Exercise details: In the entries below, count every line with the word "index". Return only the count.

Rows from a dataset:
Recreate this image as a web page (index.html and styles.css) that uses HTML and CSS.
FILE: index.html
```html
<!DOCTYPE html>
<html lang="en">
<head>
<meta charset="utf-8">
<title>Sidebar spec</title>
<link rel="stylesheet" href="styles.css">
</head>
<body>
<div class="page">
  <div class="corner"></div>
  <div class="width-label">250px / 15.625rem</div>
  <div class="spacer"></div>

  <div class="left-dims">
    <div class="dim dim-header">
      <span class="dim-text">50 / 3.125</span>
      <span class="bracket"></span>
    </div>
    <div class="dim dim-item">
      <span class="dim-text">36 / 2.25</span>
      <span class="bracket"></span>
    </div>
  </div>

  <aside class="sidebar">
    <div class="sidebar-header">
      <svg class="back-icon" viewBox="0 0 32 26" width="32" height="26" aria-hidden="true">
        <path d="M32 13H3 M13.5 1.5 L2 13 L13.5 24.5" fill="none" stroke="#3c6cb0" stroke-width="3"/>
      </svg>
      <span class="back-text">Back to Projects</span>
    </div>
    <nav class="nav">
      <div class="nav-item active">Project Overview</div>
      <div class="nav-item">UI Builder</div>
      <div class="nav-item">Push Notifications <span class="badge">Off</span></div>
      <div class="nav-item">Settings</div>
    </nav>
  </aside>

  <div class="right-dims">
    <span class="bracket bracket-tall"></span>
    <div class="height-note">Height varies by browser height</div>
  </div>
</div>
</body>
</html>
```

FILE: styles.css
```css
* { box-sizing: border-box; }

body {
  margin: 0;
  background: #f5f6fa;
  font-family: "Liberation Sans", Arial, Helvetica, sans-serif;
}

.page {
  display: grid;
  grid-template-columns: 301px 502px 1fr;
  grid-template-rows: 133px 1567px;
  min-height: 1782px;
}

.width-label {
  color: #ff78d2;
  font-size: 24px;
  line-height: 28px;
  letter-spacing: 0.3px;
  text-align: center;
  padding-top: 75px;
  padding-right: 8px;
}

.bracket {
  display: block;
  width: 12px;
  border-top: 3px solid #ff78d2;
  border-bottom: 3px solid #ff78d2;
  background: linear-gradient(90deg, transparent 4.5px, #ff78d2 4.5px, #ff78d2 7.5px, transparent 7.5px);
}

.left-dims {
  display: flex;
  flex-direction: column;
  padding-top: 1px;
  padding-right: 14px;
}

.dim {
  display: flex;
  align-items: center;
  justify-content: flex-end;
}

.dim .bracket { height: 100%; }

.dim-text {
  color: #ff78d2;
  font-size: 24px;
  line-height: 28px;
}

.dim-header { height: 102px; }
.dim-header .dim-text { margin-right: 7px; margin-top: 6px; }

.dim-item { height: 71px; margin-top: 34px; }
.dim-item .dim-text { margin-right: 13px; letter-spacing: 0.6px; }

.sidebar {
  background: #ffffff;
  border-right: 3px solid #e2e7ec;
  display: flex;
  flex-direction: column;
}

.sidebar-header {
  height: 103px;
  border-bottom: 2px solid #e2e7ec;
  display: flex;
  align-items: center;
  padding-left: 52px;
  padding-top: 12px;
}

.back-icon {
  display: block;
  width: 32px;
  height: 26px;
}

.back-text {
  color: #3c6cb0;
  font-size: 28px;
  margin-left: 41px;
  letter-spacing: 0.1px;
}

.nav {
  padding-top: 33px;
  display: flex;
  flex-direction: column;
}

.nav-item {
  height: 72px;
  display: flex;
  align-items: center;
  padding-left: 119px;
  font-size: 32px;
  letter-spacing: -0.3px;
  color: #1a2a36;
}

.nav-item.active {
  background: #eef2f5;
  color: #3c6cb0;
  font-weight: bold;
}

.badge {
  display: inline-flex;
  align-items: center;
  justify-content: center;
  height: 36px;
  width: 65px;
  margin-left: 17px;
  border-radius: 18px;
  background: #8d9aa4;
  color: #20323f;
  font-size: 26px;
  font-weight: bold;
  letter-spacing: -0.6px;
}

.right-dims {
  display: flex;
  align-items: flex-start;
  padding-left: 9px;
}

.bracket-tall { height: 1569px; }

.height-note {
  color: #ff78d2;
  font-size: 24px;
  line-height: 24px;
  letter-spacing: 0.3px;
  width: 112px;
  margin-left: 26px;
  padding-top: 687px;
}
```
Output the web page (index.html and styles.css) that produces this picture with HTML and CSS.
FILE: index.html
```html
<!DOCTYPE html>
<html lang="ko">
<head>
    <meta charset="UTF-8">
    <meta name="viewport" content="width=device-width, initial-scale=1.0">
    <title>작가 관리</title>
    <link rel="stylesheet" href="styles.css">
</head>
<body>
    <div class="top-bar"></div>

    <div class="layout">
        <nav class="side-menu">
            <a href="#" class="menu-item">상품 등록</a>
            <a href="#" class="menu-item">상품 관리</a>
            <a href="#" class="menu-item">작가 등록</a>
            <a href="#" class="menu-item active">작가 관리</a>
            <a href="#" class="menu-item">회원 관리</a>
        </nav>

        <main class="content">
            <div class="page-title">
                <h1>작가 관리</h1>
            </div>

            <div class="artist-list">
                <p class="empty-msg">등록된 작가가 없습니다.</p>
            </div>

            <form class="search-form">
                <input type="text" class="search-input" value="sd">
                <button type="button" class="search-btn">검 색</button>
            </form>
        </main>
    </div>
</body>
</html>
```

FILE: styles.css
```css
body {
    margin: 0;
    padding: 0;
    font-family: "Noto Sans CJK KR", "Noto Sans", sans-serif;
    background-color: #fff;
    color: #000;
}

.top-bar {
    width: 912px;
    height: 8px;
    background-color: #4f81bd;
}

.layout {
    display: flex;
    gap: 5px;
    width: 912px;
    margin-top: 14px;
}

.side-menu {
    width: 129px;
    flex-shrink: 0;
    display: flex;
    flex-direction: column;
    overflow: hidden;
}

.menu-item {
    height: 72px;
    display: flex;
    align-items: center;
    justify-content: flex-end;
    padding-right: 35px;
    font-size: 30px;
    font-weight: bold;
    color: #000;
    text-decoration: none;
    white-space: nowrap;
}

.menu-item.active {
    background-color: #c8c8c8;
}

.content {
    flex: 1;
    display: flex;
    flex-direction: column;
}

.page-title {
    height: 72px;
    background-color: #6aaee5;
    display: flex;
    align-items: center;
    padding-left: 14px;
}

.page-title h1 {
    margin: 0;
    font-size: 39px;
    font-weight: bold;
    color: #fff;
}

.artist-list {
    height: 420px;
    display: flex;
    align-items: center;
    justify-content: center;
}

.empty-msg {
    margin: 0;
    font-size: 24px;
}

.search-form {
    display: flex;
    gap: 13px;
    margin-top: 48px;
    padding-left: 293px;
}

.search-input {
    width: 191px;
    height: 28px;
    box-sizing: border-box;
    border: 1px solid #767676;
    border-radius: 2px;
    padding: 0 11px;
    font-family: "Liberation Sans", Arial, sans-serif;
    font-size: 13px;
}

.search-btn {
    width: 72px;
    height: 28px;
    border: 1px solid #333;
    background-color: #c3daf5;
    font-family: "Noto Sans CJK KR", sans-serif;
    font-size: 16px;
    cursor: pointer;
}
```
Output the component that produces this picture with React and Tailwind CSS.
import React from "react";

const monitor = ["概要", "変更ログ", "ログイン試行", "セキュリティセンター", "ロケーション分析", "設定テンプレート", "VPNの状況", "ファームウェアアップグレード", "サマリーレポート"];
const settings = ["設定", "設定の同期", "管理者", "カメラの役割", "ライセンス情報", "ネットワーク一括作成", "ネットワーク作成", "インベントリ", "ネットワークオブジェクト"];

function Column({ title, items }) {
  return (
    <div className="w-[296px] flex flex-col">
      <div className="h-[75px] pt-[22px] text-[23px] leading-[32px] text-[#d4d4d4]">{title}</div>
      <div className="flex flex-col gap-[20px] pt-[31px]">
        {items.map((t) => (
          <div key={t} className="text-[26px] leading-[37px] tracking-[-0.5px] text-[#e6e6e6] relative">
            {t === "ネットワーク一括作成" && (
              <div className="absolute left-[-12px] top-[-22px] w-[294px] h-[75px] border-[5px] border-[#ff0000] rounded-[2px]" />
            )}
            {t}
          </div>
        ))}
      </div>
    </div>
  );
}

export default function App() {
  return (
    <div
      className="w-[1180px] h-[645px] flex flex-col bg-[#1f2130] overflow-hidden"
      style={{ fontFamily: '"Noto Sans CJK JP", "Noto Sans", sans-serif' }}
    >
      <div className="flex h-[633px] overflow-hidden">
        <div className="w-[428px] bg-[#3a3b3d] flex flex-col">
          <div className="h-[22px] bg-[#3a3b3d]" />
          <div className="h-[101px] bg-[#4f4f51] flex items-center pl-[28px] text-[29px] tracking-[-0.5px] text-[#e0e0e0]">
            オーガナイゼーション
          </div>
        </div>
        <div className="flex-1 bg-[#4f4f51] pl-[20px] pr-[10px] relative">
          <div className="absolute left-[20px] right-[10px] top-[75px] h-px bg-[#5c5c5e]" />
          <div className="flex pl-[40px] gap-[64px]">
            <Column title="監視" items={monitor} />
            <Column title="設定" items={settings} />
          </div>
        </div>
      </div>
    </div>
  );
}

Expected answer: 4